As always, competition in the mobile space is raging hot, not just the smartphone space, but in the provision of mobile service,
Earlier this week, Vaya announced its brand new, first time retail offer: $150 for six months of unlimited talk and text, with 5GB of data per month.
That works out at $25 per month, and compared to various other deals out there from MVNOs and major telcos alike, it’s solid value for the money.
And, if getting the best value is something you value, then you may well find this information about Kogan Mobile’s better pricing to be quite valuable, indeed.
Now, it’s important to note that Vaya uses the Optus 4G network and that Kogan Mobile uses the Vodafone network.
The Optus network has better regional coverage than Vodafone, but both networks have strong city coverage, even if Telstra trumps them both for the best Australian coverage of all.
That said, Vodafone and thus Kogan Mobile does also offer Visual Voicemail for pre-paid iPhone users, something Optus only offers its corporate customers, and Telstra only offers its post-paid customers.
If you’re an iPhone user, the ability to get Visual Voicemail may well be the factor in swinging you to Kogan Mobile, but it’s of no relevance to you if you’re an Android or other smartphone user.
It is a real shame that Visual Voicemail isn’t simply a standard thing for all iPhone customers globally. Not having it is decidedly annoying for iPhone users but as its lack rates as a first-world problem, it’s hardly the end of the world.
So, after posting the Vaya story, I was contacted by Kogan Mobile’s PR people noting that “Kogan’s current promotion on its 5GB plans (with unlimited voice and text) means you can buy 2 x our 90-day plans and it’s still cheaper than Vaya".
I responded asking whether you could get Kogan SIMs anywhere at retail yet, as I knew that was a big part of Vaya’s offer beyond simply the $150 for six months deal.
I also asked if it was possible to buy two of Kogan’s special deal 90-day 5GB plans and, if so, when you had to activate by, and if it was possible to activate it in 90 days time.

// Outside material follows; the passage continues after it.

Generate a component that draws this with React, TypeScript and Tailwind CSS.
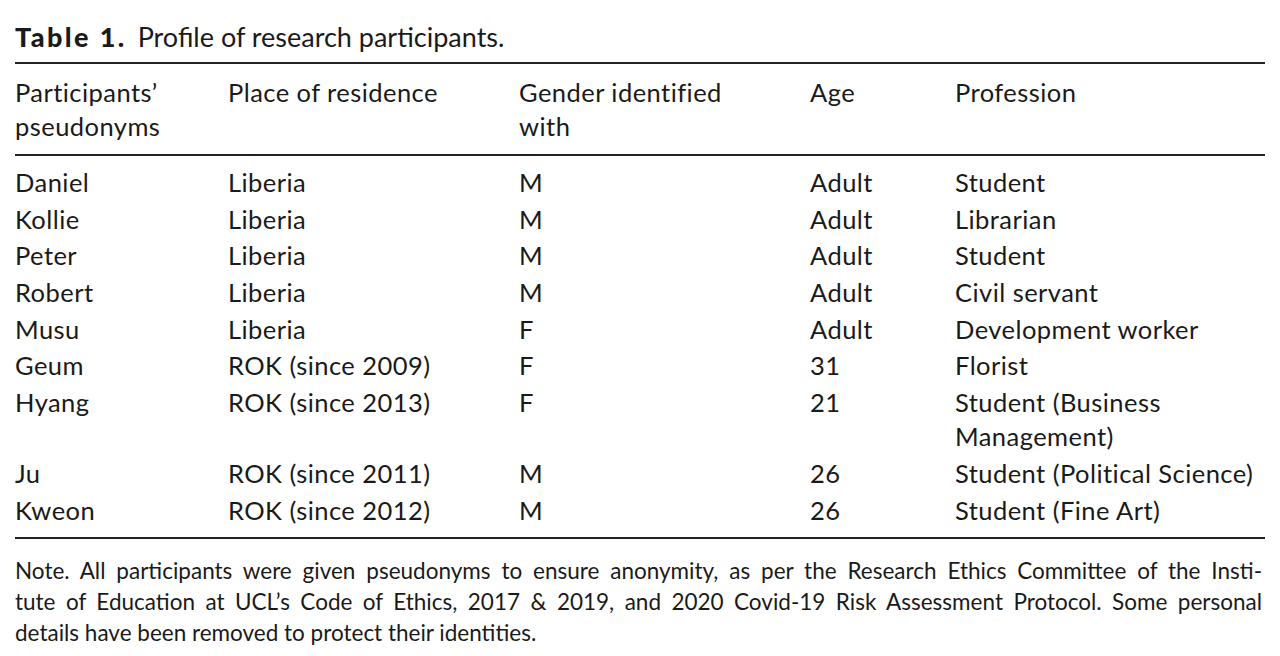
import React from 'react';

type Row = { name: string; place: string; gender: string; age: string; job: React.ReactNode };

const rows: Row[] = [
  { name: 'Daniel', place: 'Liberia', gender: 'M', age: 'Adult', job: 'Student' },
  { name: 'Kollie', place: 'Liberia', gender: 'M', age: 'Adult', job: 'Librarian' },
  { name: 'Peter', place: 'Liberia', gender: 'M', age: 'Adult', job: 'Student' },
  { name: 'Robert', place: 'Liberia', gender: 'M', age: 'Adult', job: 'Civil servant' },
  { name: 'Musu', place: 'Liberia', gender: 'F', age: 'Adult', job: 'Development worker' },
  { name: 'Geum', place: 'ROK (since 2009)', gender: 'F', age: '31', job: 'Florist' },
  {
    name: 'Hyang',
    place: 'ROK (since 2013)',
    gender: 'F',
    age: '21',
    job: (
      <>
        Student (Business
        <br />
        Management)
      </>
    ),
  },
  { name: 'Ju', place: 'ROK (since 2011)', gender: 'M', age: '26', job: 'Student (Political Science)' },
  { name: 'Kweon', place: 'ROK (since 2012)', gender: 'M', age: '26', job: 'Student (Fine Art)' },
];

// column grid: starts at 15, 228, 519, 810, 955
const cols = 'grid grid-cols-[213px_291px_291px_145px_1fr]';
const cell = 'text-[25.5px] leading-[34px] tracking-[0.45px]';

export default function App() {
  return (
    <div className="min-h-screen bg-white text-[#1a1a1a] font-['Lato','Liberation_Sans',sans-serif]">
      <div className="w-[1250px] ml-[15px] pt-[20px]">
        <div className="text-[27px] leading-[34px] whitespace-nowrap">
          <span className="font-black tracking-[2.4px]">Table 1.</span>
          <span className="ml-[11px]">Profile of research participants.</span>
        </div>

        <div className="mt-[8px] border-t-2 border-[#222]" />

        {/* header */}
        <div className={`${cols} ${cell} pt-[11px] pb-[11px]`}>
          <div>
            Participants’
            <br />
            pseudonyms
          </div>
          <div>Place of residence</div>
          <div>
            Gender identified
            <br />
            with
          </div>
          <div>Age</div>
          <div>Profession</div>
        </div>

        <div className="border-t-2 border-[#222]" />

        {/* body */}
        <div className="pt-[9px] pb-[8px]">
          {rows.map((r) => (
            <div key={r.name} className={`${cols} ${cell} pb-[2.7px]`}>
              <div>{r.name}</div>
              <div>{r.place}</div>
              <div>{r.gender}</div>
              <div>{r.age}</div>
              <div className="whitespace-nowrap">{r.job}</div>
            </div>
          ))}
        </div>

        <div className="border-t-2 border-[#222]" />

        {/* note */}
        <div className="pt-[16px] text-[22.5px] leading-[31px] w-[1247px]">
          <div className="text-justify [text-align-last:justify] whitespace-nowrap">
            Note. All participants were given pseudonyms to ensure anonymity, as per the Research Ethics Committee of the Insti-
          </div>
          <div className="text-justify [text-align-last:justify] whitespace-nowrap">
            tute of Education at UCL’s Code of Ethics, 2017 &amp; 2019, and 2020 Covid-19 Risk Assessment Protocol. Some personal
          </div>
          <div>details have been removed to protect their identities.</div>
        </div>
      </div>
    </div>
  );
}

I received the response that Kogan SIMs “are only available online through the Kogan website which you can access by clicking on this link".
I clicked on the link, and Kogan SIMs are zero dollars each, with free postage, for a limit of two with 2-5 days delivery. That’s surely not as instant as going into a Coles supermarket and buying a SIM, but when the SIM can be delivered to your letterbox free of charge, that’s pretty damn good, too.

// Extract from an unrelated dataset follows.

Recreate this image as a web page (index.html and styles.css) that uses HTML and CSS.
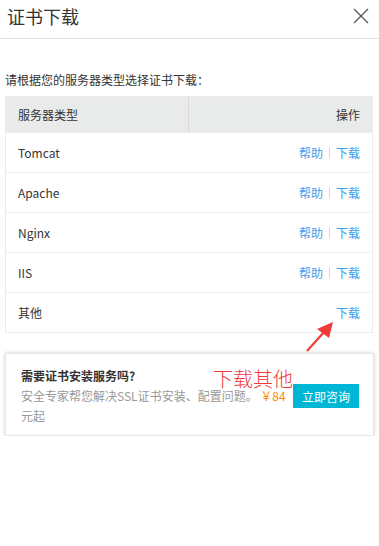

I was then told: “In regards to your question about our current deals on prepaid plans, the current promotion is on sale until 11:59PM AEST 31/07/2017 and the promotion needs to be applied to the person's account before 11:59PM AEST 31/08/2018.
“If someone buys a voucher for $63.90 now, then a full price voucher for $79.90 ninety (90) days later, then they will have paid a total of $143.80 for 180 days of access.”

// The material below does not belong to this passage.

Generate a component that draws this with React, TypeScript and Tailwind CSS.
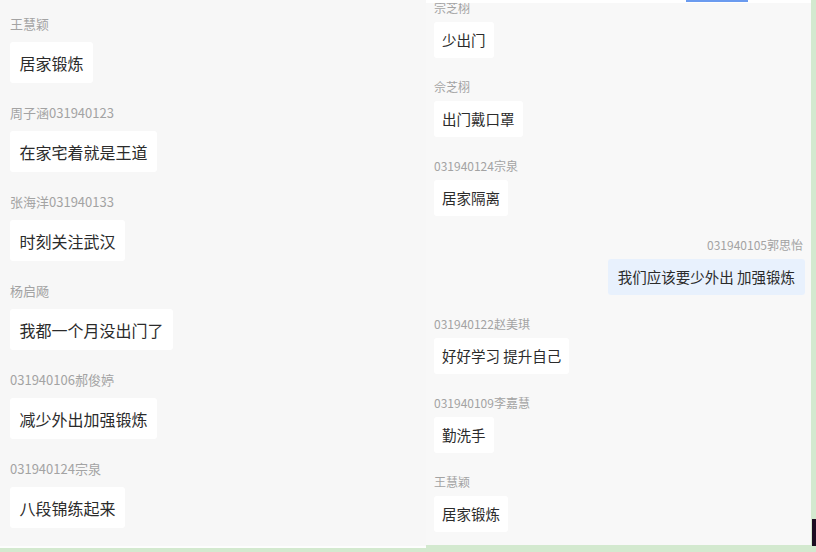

Now, if you look at Vaya’s $150 price, and Kogan Mobile’s $143.80 price (if you buy via its ongoing 90-day promotion and then a second 90-day period for the 5GB unlimited voice and data plan at the normal price), you’ll save $6.20 with Kogan Mobile.
Of course, a straight 365 days divided by two is 182.5 days, while 90 times two is 180 days, so there’s a difference of 2.5 days.
A sum of $150 divided by 182.5 days is $0.82191781c per day with Vaya.
Meanwhile, $143.80 divided by 180 days is $0.79888889c per day Kogan.
Take the 31 days in July, the 31 in August, the 30 in September, the 31 in October, the 30 in November and the 31 in December, and you have 184 days.
That $150 divided by 184 days is $0.81521739 per day with Vaya, which is still more expensive than Kogan on a per day basis.
So, we’re only talking a couple of cents difference per day, but Kogan Mobile squeezes through as the cheaper provider, with Visual Voicemail for iPhone users who want it.
Naturally, Kogan Mobile chief executive Ruslan Kogan offered a comment, stating: “Our aim with Kogan Mobile has always been to offer the best deals possible, to reduce the cost of connecting to the world.
“It’s now easier than ever to switch mobile providers, keep your existing phone number and stop having to worry about bill-shock.”
To be fair, both providers can help you stop worrying about bill shock, with the MVNO mobile market so competitive that presumably a large volume of users is the only way to make a decent (or any kind) of profit, but as usual, this simply means the customer is the winner in the price wars.
After all, you don’t see this kind of competition in North Korea, except in how fast the government can itself become a mobile actual missile operator (MAMO, not MVMO), and how long the elite can stay in Kim’s favour before being executed by anti-aircraft guns.
So, be glad that the only things that Kogan and Vaya are gunning for is ever better customer value, done by gunning for a well deserved and earned profit for themselves – and not by threatening to blow up the world with bombs, but simply the bombshell of ever better prices for us all.